Obviously the whole story is not being told. If online
shopping has increased by a whopping 580% in the past
2 years… and if shopping online is becoming a regular part
of consumer life… all of this money must be lining someone's
pockets. But whose?
That's
not as hard to figure out as you might think. First, let's
take a critical look at the dot-com failures -- the "dot-bombs."
You can learn a LOT by analyzing the common mistakes that
were made…
Top
Three Mistakes Made By Dot-Coms Gone Dot-Bomb
Mistake
#1: Tried to be everything to everyone.
Consider
Pets.com for a moment. Their target market of Pet owners
was HUGE! But so were the obstacles they needed to
overcome to turn a profit -- "Pets" is a very general
market. There are dog owners, cat owners, hamster owners,
bird owners, fish owners… I could go on! And each of these
groups has different needs when it comes to pet food, pet
supplies, pet toys, etc…
Marketing
to and meeting the needs of all these different groups of
people, with all these different products and services, is
no small undertaking. I'm not saying it can't be done, I'm
just pointing out that it costs money… A lot of money.
And this leads
us to the next mistake…
| Mistake
#2: |
Threw
millions of dollars of venture capital at an unproven
business plan that required years of blood, sweat, and
tears to reach profitability. |
Creating
a nationally recognized brand requires deep pockets and
a whole lot of patience… and that means you need investors
with really strong stomachs.
When
the market softened up this past year, many investors became
frustrated -- and even panicked -- as the dot-coms continued
to vacuum up millions of dollars of investment capital without
any sign of turning profitable.
Could
these companies have succeeded with continued investment?
For many, definitely. But when investors withdrew their
support, they never got their chance.
So finally, we
arrive at…
Mistake
#3: Invested buckets of cash in unprofitable
advertising.
The
simple truth is, banner advertising just isn't as profitable
as it once was. Ads that once pulled 5 to 10 percent click-throughs
are now lucky to pull 0.6 to 0.8%. Unfortunately, while
this shift was happening, many dot-coms just continued to
blindly throw millions of dollars at unproven, often untargeted,
advertising that pulled extremely low returns.
Sadly,
they might as well have been lighting piles of cash on fire
-- at least they would have saved a few pennies heating
their office space. But then, hindsight is always 20/20…
Learn
From Their Mistakes And Build Lasting, Profitable Success
With
The Following Rules:
Rule
#1: Focus on a well-defined niche market.
Rather than trying
to dominate a huge, general market like pet owners or car
owners, narrow your focus to a targeted "niche"

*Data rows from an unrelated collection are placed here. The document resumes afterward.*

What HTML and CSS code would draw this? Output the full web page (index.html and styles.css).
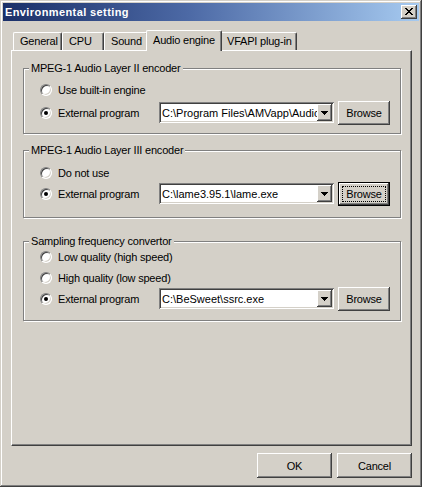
FILE: index.html
```html
<!DOCTYPE html>
<html>
<head>
<meta charset="utf-8">
<title>Environmental setting</title>
<link rel="stylesheet" href="styles.css">
</head>
<body>
<div class="window">
  <div class="titlebar">
    <span class="title">Environmental setting</span>
    <span class="close"><svg width="8" height="7" viewBox="0 0 8 7" shape-rendering="crispEdges"><path fill="#000" d="M0 0h2v1H0zM6 0h2v1H6zM1 1h2v1H1zM5 1h2v1H5zM2 2h4v1H2zM3 3h2v1H3zM2 4h4v1H2zM1 5h2v1H1zM5 5h2v1H5zM0 6h2v1H0zM6 6h2v1H6z"/></svg></span>
  </div>
  <div class="client">
    <div class="tabs">
      <div class="tab t-general">General</div>
      <div class="tab t-cpu">CPU</div>
      <div class="tab t-sound">Sound</div>
      <div class="tab active t-audio">Audio engine</div>
      <div class="tab t-vfapi">VFAPI plug-in</div>
    </div>
    <div class="panel">
      <div class="group g1">
        <span class="legend">MPEG-1 Audio Layer II encoder</span>
        <div class="row"><span class="opt"><span class="radio"></span>Use built-in engine</span></div>
        <div class="row prog">
          <span class="opt"><span class="radio on"></span>External program</span>
          <div class="combo"><span class="val">C:\Program Files\AMVapp\Audio\</span><span class="drop"><svg width="7" height="4" viewBox="0 0 7 4" shape-rendering="crispEdges"><path fill="#000" d="M0 0h7v1H0zM1 1h5v1H1zM2 2h3v1H2zM3 3h1v1H3z"/></svg></span></div>
          <button class="btn">Browse</button>
        </div>
      </div>
      <div class="group g2">
        <span class="legend">MPEG-1 Audio Layer III encoder</span>
        <div class="row"><span class="opt"><span class="radio"></span>Do not use</span></div>
        <div class="row prog">
          <span class="opt"><span class="radio on"></span>External program</span>
          <div class="combo"><span class="val">C:\lame3.95.1\lame.exe</span><span class="drop"><svg width="7" height="4" viewBox="0 0 7 4" shape-rendering="crispEdges"><path fill="#000" d="M0 0h7v1H0zM1 1h5v1H1zM2 2h3v1H2zM3 3h1v1H3z"/></svg></span></div>
          <button class="btn default"><span class="focus">Browse</span></button>
        </div>
      </div>
      <div class="group g3">
        <span class="legend">Sampling frequency convertor</span>
        <div class="row"><span class="opt"><span class="radio"></span>Low quality (high speed)</span></div>
        <div class="row"><span class="opt"><span class="radio"></span>High quality (low speed)</span></div>
        <div class="row prog">
          <span class="opt"><span class="radio on"></span>External program</span>
          <div class="combo"><span class="val">C:\BeSweet\ssrc.exe</span><span class="drop"><svg width="7" height="4" viewBox="0 0 7 4" shape-rendering="crispEdges"><path fill="#000" d="M0 0h7v1H0zM1 1h5v1H1zM2 2h3v1H2zM3 3h1v1H3z"/></svg></span></div>
          <button class="btn">Browse</button>
        </div>
      </div>
    </div>
    <div class="buttons">
      <button class="btn big">OK</button>
      <button class="btn big">Cancel</button>
    </div>
  </div>
</div>
</body>
</html>
```

FILE: styles.css
```css
* { box-sizing: border-box; }
html, body { margin: 0; padding: 0; }
body {
  width: 422px;
  height: 487px;
  overflow: hidden;
  background: #d4d0c8;
  color: #000;
  font-family: "Liberation Sans", Arial, sans-serif;
  font-size: 11px;
  letter-spacing: -0.2px;
}
.window {
  width: 422px;
  height: 487px;
  padding: 3px;
  background: #d4d0c8;
  box-shadow: inset -1px -1px 0 #404040, inset 1px 1px 0 #d4d0c8, inset -2px -2px 0 #808080, inset 2px 2px 0 #fff;
}
.titlebar {
  height: 18px;
  display: flex;
  align-items: center;
  justify-content: space-between;
  padding: 0 2px;
  background: linear-gradient(90deg, #1a2f68 0%, #4d6aa6 45%, #a6caf0 100%);
}
.title {
  color: #fff;
  font-weight: bold;
  letter-spacing: 0.4px;
  line-height: 18px;
}
.close {
  width: 16px;
  height: 14px;
  display: flex;
  align-items: flex-start;
  padding: 3px 0 0 4px;
  background: #d4d0c8;
  box-shadow: inset -1px -1px 0 #404040, inset 1px 1px 0 #fff, inset -2px -2px 0 #808080;
}
.close svg, .drop svg { display: block; }
.client {
  padding: 9px 0 0 8px;
}
.tabs {
  display: flex;
  align-items: flex-start;
  height: 20px;
  padding-left: 2px;
}
.tab {
  position: relative;
  flex: none;
  height: 18px;
  margin-top: 2px;
  padding-left: 6px;
  line-height: 17px;
  white-space: nowrap;
  background: #d4d0c8;
  border-left: 1px solid #fff;
  border-top: 1px solid #fff;
  border-right: 1px solid #404040;
  border-radius: 2px 2px 0 0;
  box-shadow: inset -1px 0 0 #808080;
}
.t-general { width: 49px; }
.t-cpu { width: 42px; }
.t-sound { width: 44px; }
.t-audio { width: 76px; }
.t-vfapi { width: 77px; }
.tab.active {
  z-index: 1;
  height: 21px;
  margin: 0 -2px -1px;
  line-height: 18px;
}
.panel {
  width: 401px;
  height: 396px;
  padding-top: 17px;
  border-left: 1px solid #fff;
  border-top: 1px solid #fff;
  border-right: 1px solid #404040;
  border-bottom: 1px solid #404040;
  box-shadow: inset -1px -1px 0 #808080;
}
.group {
  position: relative;
  margin: 0 10px 0 11px;
  padding-left: 16px;
  border: 1px solid #808080;
  box-shadow: 1px 1px 0 #fff, inset 1px 1px 0 #fff;
}
.legend {
  position: absolute;
  top: -7px;
  left: 5px;
  padding: 0 2px;
  line-height: 13px;
  background: #d4d0c8;
  white-space: nowrap;
}
.g1 { padding-top: 10px; padding-bottom: 10px; }
.g1 .prog { margin-top: 2px; }
.g2 { margin-top: 16px; padding-top: 11px; padding-bottom: 13px; }
.g3 { margin-top: 23px; padding-top: 4px; padding-bottom: 11px; }
.row {
  display: flex;
  align-items: center;
  height: 21px;
}
.opt {
  flex: none;
  width: 119px;
  display: flex;
  align-items: center;
  gap: 6px;
  white-space: nowrap;
}
.radio {
  position: relative;
  flex: none;
  width: 12px;
  height: 12px;
  border-radius: 50%;
  background: #fff;
  border: 1px solid;
  border-color: #808080 #fff #fff #808080;
  box-shadow: inset 1px 1px 0 #404040, inset -1px -1px 0 #d4d0c8;
}
.radio.on::after {
  content: "";
  position: absolute;
  left: 3px;
  top: 3px;
  width: 4px;
  height: 4px;
  border-radius: 50%;
  background: #000;
}
.combo {
  flex: none;
  width: 175px;
  height: 21px;
  margin-right: 4px;
  padding: 2px;
  display: flex;
  align-items: center;
  background: #fff;
  box-shadow: inset 1px 1px 0 #808080, inset -1px -1px 0 #fff, inset 2px 2px 0 #404040, inset -2px -2px 0 #d4d0c8;
}
.val {
  flex: 1;
  min-width: 0;
  padding-left: 1px;
  overflow: hidden;
  white-space: nowrap;
  letter-spacing: 0;
}
.drop {
  flex: none;
  width: 15px;
  height: 17px;
  display: flex;
  align-items: center;
  justify-content: center;
  background: #d4d0c8;
  box-shadow: inset -1px -1px 0 #404040, inset 1px 1px 0 #fff, inset -2px -2px 0 #808080;
}
.btn {
  flex: none;
  width: 52px;
  height: 24px;
  margin: 0;
  padding: 0;
  border: 0;
  font: inherit;
  letter-spacing: inherit;
  color: #000;
  background: #d4d0c8;
  box-shadow: inset -1px -1px 0 #404040, inset 1px 1px 0 #fff, inset -2px -2px 0 #808080;
}
.btn.default {
  padding: 3px;
  border: 1px solid #000;
}
.focus {
  display: flex;
  align-items: center;
  justify-content: center;
  width: 100%;
  height: 100%;
  border: 1px dotted #000;
}
.buttons {
  width: 401px;
  margin-top: 7px;
  display: flex;
  justify-content: flex-end;
  gap: 5px;
}
.btn.big {
  width: 75px;
  height: 25px;
}
```
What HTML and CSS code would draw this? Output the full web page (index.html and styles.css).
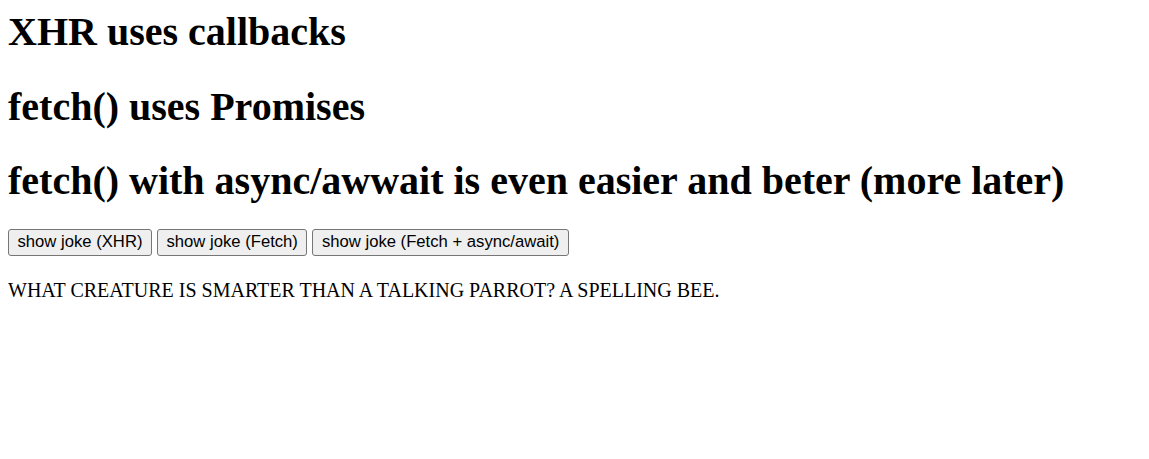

like parrot owners or women interested in learning about
automotive maintenance and repair.
The
truth is, running two or three web sites that each target
a specific niche market is the easiest way to make money
on the Internet. Everyone is looking for the “big money”
makers so, all too often, niche markets are ignored. Yet
this is how I have made most of my money online!
I
find a targeted niche market, figure out what they want,
develop the product, and then offer it to them. Easy, right?
Well, it gets even better because I then automate the entire
business from beginning to end, thereby freeing myself to
start this process all over again.
Find
a niche market. Figure out what they want. Develop the
product. Offer it to them. Automate the business. Start
another and diversify. That’s it. Sounds too easy to
be worth millions, right? Wrong! There is a LOT of
money to be made this way.
Rule
#2: Develop a strong Unique Selling Proposition
(USP).
If
you have a lot of competitors in your specific industry,
then you need to develop your own unique selling proposition.
You need to emphasize what makes you better than your competition.
Explain to your customers exactly how and why they'll benefit
from doing business with you as opposed to someone else.
For example…
- Your product/service
might cost less than others.
- You may have a higher
quality product or service and can charge more accordingly.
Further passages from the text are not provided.